Israeli Canadian architect

Michael Seelig (מיכאל זליג) is an Israeli Canadian architect and urban planner known for his contributions to urban public policy in Vancouver and for co-founding Bridges Restaurant, a Vancouver landmark.

==Biography==
Michael Seelig was born in Tel Aviv, Israel (then British Mandatory Palestine) in 1938, and grew up in Haifa. He received his Diploma in Architecture from Hammersmith College of Art and Building in London (1964) and his master's degree (1969) and PhD (1971) in City Planning from the University of Pennsylvania. Seelig worked as an architect for Al Mansfeld Architects in Haifa (1966); Yorke Rosenberg Mardall in London (1967); and Louis Kahn in Philadelphia (1968-9). He is currently Professor Emeritus at the University of British Columbia School of Community and Regional Planning where he taught from 1971 to 2000.

==Urban planning==
In 1972 Seelig, together with partners Frederick Gutheim and Arthur Erickson, established the planning firm Gutheim/Seelig/Erickson in Vancouver. The firm conducted a "Design Competition for the Urban Environment of Developing Countries Focused on Manila," which dealt with improving housing conditions for urban squatters. Seelig curated an exhibition of the results of the competition at the Vancouver Art Gallery in conjunction with Habitat, the United Nations Conference on Human Settlements in 1976, and published the results in The Architecture of Self-Help Communities.

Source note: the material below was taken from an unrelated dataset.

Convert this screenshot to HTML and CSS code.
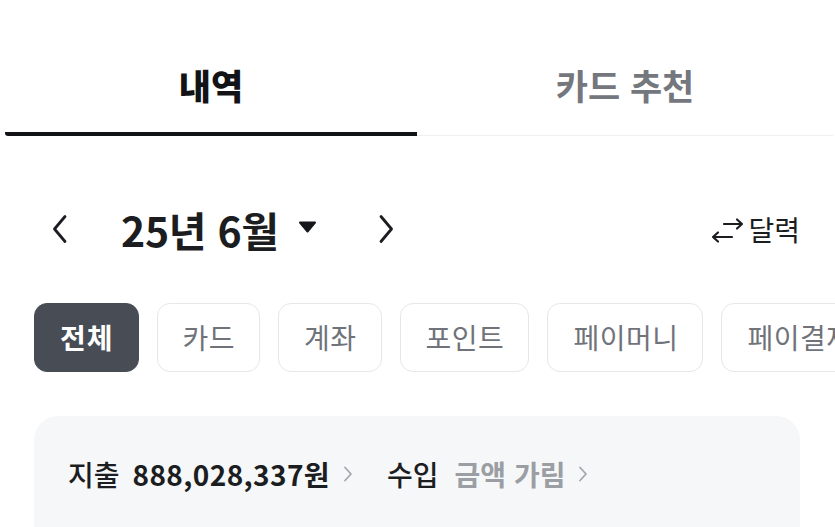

Seelig co-authored a week-long series of articles on the future of Greater Vancouver for the Vancouver Sun entitled "Future Growth - Future Shock," which focused on accommodation of rapid growth, challenges of globalization, land use and transportation, and municipal and regional governance. The predictions made in this series continue to be discussed and critiqued.

As a city planner, Seelig has contributed frequently to national and local Canadian newspapers, radio and TV shows, and hosted a series of eight, one-hour TV programs, "Urban Change and Conflict," produced by the BBC and broadcast on Vancouver's Knowledge Network (1986-1990).